Reservation culture made brunch exclusive. Resy, OpenTable, waitlists for eggs. You’re competing for the privilege of overpaying. The FOMO around brunch reservations created false scarcity.

The time limit pressure is manufactured stress. Two-hour maximum seatings mean rushed relaxation. You’re paying premium to be kicked out efficiently. The leisurely breakfast became speed eating with prosecco.

Birthday brunch became mandatory expensive celebration. You can’t just get coffee anymore. It’s elaborate, expensive, extensive. The birthday person doesn’t pay, everyone else subsidizes. You’re attending multiple birthday brunches monthly, hemorrhaging money for eggs.

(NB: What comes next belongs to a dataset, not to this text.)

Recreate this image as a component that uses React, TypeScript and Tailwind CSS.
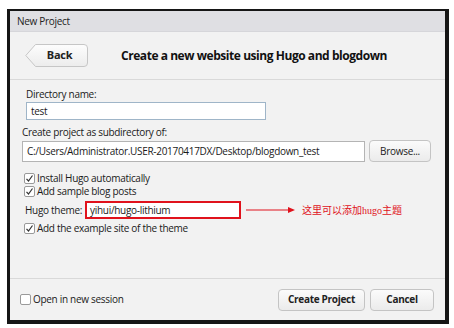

Work brunch is a meeting that costs triple. ‘Let’s discuss over brunch’ means the company pays $40 per person for a conversation that could’ve been an email. You’re performing work on weekends for french toast.

Here’s the solution: make breakfast at home, invite friends over. Eggs cost $3 per dozen. Prosecco is $10 per bottle. Coffee is basically free at home. You can have the social experience without the financial punishment.

Brunch culture convinced you that friendship requires restaurant receipts. That weekend socializing needs commercial venues. That relaxation requires payment. It doesn’t. The best brunches happen in someone’s kitchen, with grocery store ingredients, where nobody’s watching the clock and the mimosas are actually bottomless because you control the bottle.